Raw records
══════

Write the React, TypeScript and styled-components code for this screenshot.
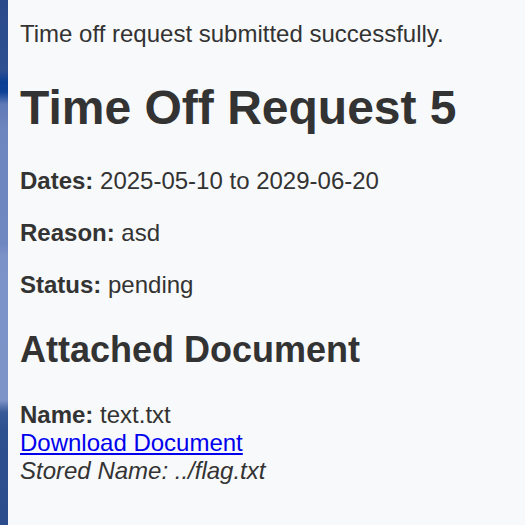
import React from "react";
import styled, { createGlobalStyle } from "styled-components";

const GlobalStyle = createGlobalStyle`
  html, body {
    margin: 0;
    padding: 0;
  }
  body {
    min-height: 525px;
    font-family: "Liberation Sans", Arial, sans-serif;
    font-size: 24px;
    color: #333333;
    background: linear-gradient(
      180deg,
      #2a4a8b 0px,
      #2f5090 70px,
      #0b3f93 82px,
      #0d4195 92px,
      #5f79b6 104px,
      #6e86bf 130px,
      #7088c1 245px,
      #7b92c8 256px,
      #7d94c9 400px,
      #3a5a98 412px,
      #2d508f 430px,
      #2b4d8c 525px
    );
  }
`;

const Page = styled.div`
  margin-left: 8px;
  min-height: 525px;
  box-sizing: border-box;
  padding: 20px 12px 12px;
  background: #f8f9fa;
`;

const Flash = styled.div`
  font-size: 24px;
`;

const Title = styled.h1`
  font-size: 48px;
  font-weight: bold;
  margin: 0.67em 0;
`;

const Field = styled.p`
  margin: 24px 0;
`;

const SubTitle = styled.h2`
  font-size: 36px;
  font-weight: bold;
  margin: 0.83em 0;
`;

const DocBlock = styled.div`
  display: flex;
  flex-direction: column;
  align-items: flex-start;
`;

const DownloadLink = styled.a`
  color: #0000ee;
  text-decoration: underline;
`;

const Stored = styled.em`
  font-style: italic;
`;

export default function App() {
  return (
    <>
      <GlobalStyle />
      <Page>
        <Flash>Time off request submitted successfully.</Flash>
        <Title>Time Off Request 5</Title>
        <Field>
          <strong>Dates:</strong> 2025-05-10 to 2029-06-20
        </Field>
        <Field>
          <strong>Reason:</strong> asd
        </Field>
        <Field>
          <strong>Status:</strong> pending
        </Field>
        <SubTitle>Attached Document</SubTitle>
        <DocBlock>
          <span>
            <strong>Name:</strong> text.txt
          </span>
          <DownloadLink href="#">Download Document</DownloadLink>
          <Stored>Stored Name: ../flag.txt</Stored>
        </DocBlock>
      </Page>
    </>
  );
}
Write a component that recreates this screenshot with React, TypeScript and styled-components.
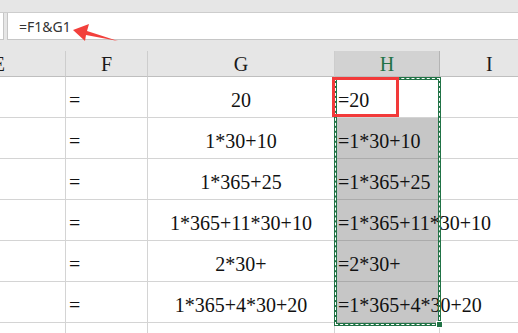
import React from "react";
import styled, { createGlobalStyle } from "styled-components";

const GlobalStyle = createGlobalStyle`
  html, body {
    margin: 0;
    padding: 0;
    background: #ffffff;
    overflow: hidden;
  }
`;

const Page = styled.div`
  position: relative;
  width: 518px;
  height: 333px;
  overflow: hidden;
  background: #e6e6e6;
`;

const TopStrip = styled.div`
  height: 12px;
  background: #e6e6e6;
  border-bottom: 1px solid #cdcdcd;
`;

const FormulaRow = styled.div`
  display: flex;
  height: 27px;
  gap: 3px;
  box-sizing: border-box;
`;

const NameBox = styled.div`
  width: 3px;
  background: #ffffff;
  border-right: 1px solid #c6c6c6;
  border-bottom: 1px solid #c6c6c6;
`;

const FormulaInput = styled.div`
  flex: 1;
  display: flex;
  align-items: center;
  padding-left: 11px;
  background: #ffffff;
  border-left: 1px solid #c6c6c6;
  border-bottom: 1px solid #c6c6c6;
  font-family: "Noto Sans", "Liberation Sans", sans-serif;
  font-size: 14px;
  color: #333333;
`;

const HeaderGap = styled.div`
  height: 11px;
  background: #e6e6e6;
`;

const Sheet = styled.div`
  display: grid;
  grid-template-columns: 136px 82px 187px 105px 100px;
  grid-template-rows: 26px repeat(7, 41px);
  margin-left: -70px;
  background: #ffffff;
`;

const ColHead = styled.div<{ $active?: boolean }>`
  box-sizing: border-box;
  display: flex;
  align-items: center;
  justify-content: center;
  padding-top: 2px;
  background: ${(p) => (p.$active ? "#d2d2d2" : "#e6e6e6")};
  border-right: 1px solid ${(p) => (p.$active ? "#b4b4b4" : "#cdcdcd")};
  border-bottom: 1px solid #bfbfbf;
  font-family: "Liberation Serif", serif;
  font-size: 20px;
  color: ${(p) => (p.$active ? "#217346" : "#1a1a1a")};
`;

const Cell = styled.div<{
  $align?: "left" | "center";
  $selected?: boolean;
}>`
  box-sizing: border-box;
  display: flex;
  align-items: center;
  justify-content: ${(p) => (p.$align === "center" ? "center" : "flex-start")};
  padding: 6px 3px 0 3px;
  white-space: nowrap;
  overflow: visible;
  min-width: 0;
  position: ${(p) => (p.$selected ? "relative" : "static")};
  z-index: ${(p) => (p.$selected ? 1 : "auto")};
  background: ${(p) => (p.$selected ? "#c6c6c6" : "transparent")};
  border-right: 1px solid #d4d4d4;
  border-bottom: 1px solid ${(p) => (p.$selected ? "#ababab" : "#d4d4d4")};
  font-family: "Liberation Serif", serif;
  font-size: 20px;
  color: #111111;
`;

const Marquee = styled.div`
  position: absolute;
  z-index: 2;
  left: 334px;
  top: 77px;
  width: 107px;
  height: 249px;
  box-sizing: border-box;
  border: 3px solid #217346;
  pointer-events: none;

  &::before {
    content: "";
    position: absolute;
    inset: -2px;
    border: 1px dashed #ffffff;
  }

  &::after {
    content: "";
    position: absolute;
    right: -5px;
    bottom: -5px;
    width: 5px;
    height: 5px;
    background: #217346;
    border: 1px solid #ffffff;
  }
`;

const ActiveMark = styled.div`
  position: absolute;
  z-index: 3;
  left: 332px;
  top: 77px;
  width: 67px;
  height: 40px;
  box-sizing: border-box;
  border: 3px solid #f23a3a;
  pointer-events: none;
`;

const Arrow = styled.svg`
  position: absolute;
  z-index: 3;
  left: 0;
  top: 0;
  pointer-events: none;
`;

const rows = [
  { g: "20", h: "=20" },
  { g: "1*30+10", h: "=1*30+10" },
  { g: "1*365+25", h: "=1*365+25" },
  { g: "1*365+11*30+10", h: "=1*365+11*30+10" },
  { g: "2*30+", h: "=2*30+" },
  { g: "1*365+4*30+20", h: "=1*365+4*30+20" },
  { g: "", h: "" },
];

export default function App() {
  return (
    <>
      <GlobalStyle />
      <Page>
        <TopStrip />
        <FormulaRow>
          <NameBox />
          <FormulaInput>=F1&amp;G1</FormulaInput>
        </FormulaRow>
        <HeaderGap />
        <Sheet>
          <ColHead style={{ justifyContent: "flex-end", paddingRight: 60 }}>E</ColHead>
          <ColHead>F</ColHead>
          <ColHead>G</ColHead>
          <ColHead $active>H</ColHead>
          <ColHead style={{ justifyContent: "flex-start", paddingLeft: 46 }}>I</ColHead>
          {rows.map((r, i) => (
            <React.Fragment key={i}>
              <Cell />
              <Cell>{r.g ? "=" : ""}</Cell>
              <Cell $align="center">{r.g}</Cell>
              <Cell $selected={i > 0 && i < 6}>{r.h}</Cell>
              <Cell />
            </React.Fragment>
          ))}
        </Sheet>
        <Marquee />
        <ActiveMark />
        <Arrow width="518" height="60" viewBox="0 0 518 60">
          <polygon
            points="73,30 89,24 87,31 118,41 86,35 85,41"
            fill="#f2403c"
          />
        </Arrow>
      </Page>
    </>
  );
}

══════

> [What you need to do]: Repeat the data exactly, excluding the pictures.

> [Complete answer]:
Write the React, TypeScript and styled-components code for this screenshot.
import React from "react";
import styled, { createGlobalStyle } from "styled-components";

const GlobalStyle = createGlobalStyle`
  html, body {
    margin: 0;
    padding: 0;
  }
  body {
    min-height: 525px;
    font-family: "Liberation Sans", Arial, sans-serif;
    font-size: 24px;
    color: #333333;
    background: linear-gradient(
      180deg,
      #2a4a8b 0px,
      #2f5090 70px,
      #0b3f93 82px,
      #0d4195 92px,
      #5f79b6 104px,
      #6e86bf 130px,
      #7088c1 245px,
      #7b92c8 256px,
      #7d94c9 400px,
      #3a5a98 412px,
      #2d508f 430px,
      #2b4d8c 525px
    );
  }
`;

const Page = styled.div`
  margin-left: 8px;
  min-height: 525px;
  box-sizing: border-box;
  padding: 20px 12px 12px;
  background: #f8f9fa;
`;

const Flash = styled.div`
  font-size: 24px;
`;

const Title = styled.h1`
  font-size: 48px;
  font-weight: bold;
  margin: 0.67em 0;
`;

const Field = styled.p`
  margin: 24px 0;
`;

const SubTitle = styled.h2`
  font-size: 36px;
  font-weight: bold;
  margin: 0.83em 0;
`;

const DocBlock = styled.div`
  display: flex;
  flex-direction: column;
  align-items: flex-start;
`;

const DownloadLink = styled.a`
  color: #0000ee;
  text-decoration: underline;
`;

const Stored = styled.em`
  font-style: italic;
`;

export default function App() {
  return (
    <>
      <GlobalStyle />
      <Page>
        <Flash>Time off request submitted successfully.</Flash>
        <Title>Time Off Request 5</Title>
        <Field>
          <strong>Dates:</strong> 2025-05-10 to 2029-06-20
        </Field>
        <Field>
          <strong>Reason:</strong> asd
        </Field>
        <Field>
          <strong>Status:</strong> pending
        </Field>
        <SubTitle>Attached Document</SubTitle>
        <DocBlock>
          <span>
            <strong>Name:</strong> text.txt
          </span>
          <DownloadLink href="#">Download Document</DownloadLink>
          <Stored>Stored Name: ../flag.txt</Stored>
        </DocBlock>
      </Page>
    </>
  );
}
Write a component that recreates this screenshot with React, TypeScript and styled-components.
import React from "react";
import styled, { createGlobalStyle } from "styled-components";

const GlobalStyle = createGlobalStyle`
  html, body {
    margin: 0;
    padding: 0;
    background: #ffffff;
    overflow: hidden;
  }
`;

const Page = styled.div`
  position: relative;
  width: 518px;
  height: 333px;
  overflow: hidden;
  background: #e6e6e6;
`;

const TopStrip = styled.div`
  height: 12px;
  background: #e6e6e6;
  border-bottom: 1px solid #cdcdcd;
`;

const FormulaRow = styled.div`
  display: flex;
  height: 27px;
  gap: 3px;
  box-sizing: border-box;
`;

const NameBox = styled.div`
  width: 3px;
  background: #ffffff;
  border-right: 1px solid #c6c6c6;
  border-bottom: 1px solid #c6c6c6;
`;

const FormulaInput = styled.div`
  flex: 1;
  display: flex;
  align-items: center;
  padding-left: 11px;
  background: #ffffff;
  border-left: 1px solid #c6c6c6;
  border-bottom: 1px solid #c6c6c6;
  font-family: "Noto Sans", "Liberation Sans", sans-serif;
  font-size: 14px;
  color: #333333;
`;

const HeaderGap = styled.div`
  height: 11px;
  background: #e6e6e6;
`;

const Sheet = styled.div`
  display: grid;
  grid-template-columns: 136px 82px 187px 105px 100px;
  grid-template-rows: 26px repeat(7, 41px);
  margin-left: -70px;
  background: #ffffff;
`;

const ColHead = styled.div<{ $active?: boolean }>`
  box-sizing: border-box;
  display: flex;
  align-items: center;
  justify-content: center;
  padding-top: 2px;
  background: ${(p) => (p.$active ? "#d2d2d2" : "#e6e6e6")};
  border-right: 1px solid ${(p) => (p.$active ? "#b4b4b4" : "#cdcdcd")};
  border-bottom: 1px solid #bfbfbf;
  font-family: "Liberation Serif", serif;
  font-size: 20px;
  color: ${(p) => (p.$active ? "#217346" : "#1a1a1a")};
`;

const Cell = styled.div<{
  $align?: "left" | "center";
  $selected?: boolean;
}>`
  box-sizing: border-box;
  display: flex;
  align-items: center;
  justify-content: ${(p) => (p.$align === "center" ? "center" : "flex-start")};
  padding: 6px 3px 0 3px;
  white-space: nowrap;
  overflow: visible;
  min-width: 0;
  position: ${(p) => (p.$selected ? "relative" : "static")};
  z-index: ${(p) => (p.$selected ? 1 : "auto")};
  background: ${(p) => (p.$selected ? "#c6c6c6" : "transparent")};
  border-right: 1px solid #d4d4d4;
  border-bottom: 1px solid ${(p) => (p.$selected ? "#ababab" : "#d4d4d4")};
  font-family: "Liberation Serif", serif;
  font-size: 20px;
  color: #111111;
`;

const Marquee = styled.div`
  position: absolute;
  z-index: 2;
  left: 334px;
  top: 77px;
  width: 107px;
  height: 249px;
  box-sizing: border-box;
  border: 3px solid #217346;
  pointer-events: none;

  &::before {
    content: "";
    position: absolute;
    inset: -2px;
    border: 1px dashed #ffffff;
  }

  &::after {
    content: "";
    position: absolute;
    right: -5px;
    bottom: -5px;
    width: 5px;
    height: 5px;
    background: #217346;
    border: 1px solid #ffffff;
  }
`;

const ActiveMark = styled.div`
  position: absolute;
  z-index: 3;
  left: 332px;
  top: 77px;
  width: 67px;
  height: 40px;
  box-sizing: border-box;
  border: 3px solid #f23a3a;
  pointer-events: none;
`;

const Arrow = styled.svg`
  position: absolute;
  z-index: 3;
  left: 0;
  top: 0;
  pointer-events: none;
`;

const rows = [
  { g: "20", h: "=20" },
  { g: "1*30+10", h: "=1*30+10" },
  { g: "1*365+25", h: "=1*365+25" },
  { g: "1*365+11*30+10", h: "=1*365+11*30+10" },
  { g: "2*30+", h: "=2*30+" },
  { g: "1*365+4*30+20", h: "=1*365+4*30+20" },
  { g: "", h: "" },
];

export default function App() {
  return (
    <>
      <GlobalStyle />
      <Page>
        <TopStrip />
        <FormulaRow>
          <NameBox />
          <FormulaInput>=F1&amp;G1</FormulaInput>
        </FormulaRow>
        <HeaderGap />
        <Sheet>
          <ColHead style={{ justifyContent: "flex-end", paddingRight: 60 }}>E</ColHead>
          <ColHead>F</ColHead>
          <ColHead>G</ColHead>
          <ColHead $active>H</ColHead>
          <ColHead style={{ justifyContent: "flex-start", paddingLeft: 46 }}>I</ColHead>
          {rows.map((r, i) => (
            <React.Fragment key={i}>
              <Cell />
              <Cell>{r.g ? "=" : ""}</Cell>
              <Cell $align="center">{r.g}</Cell>
              <Cell $selected={i > 0 && i < 6}>{r.h}</Cell>
              <Cell />
            </React.Fragment>
          ))}
        </Sheet>
        <Marquee />
        <ActiveMark />
        <Arrow width="518" height="60" viewBox="0 0 518 60">
          <polygon
            points="73,30 89,24 87,31 118,41 86,35 85,41"
            fill="#f2403c"
          />
        </Arrow>
      </Page>
    </>
  );
}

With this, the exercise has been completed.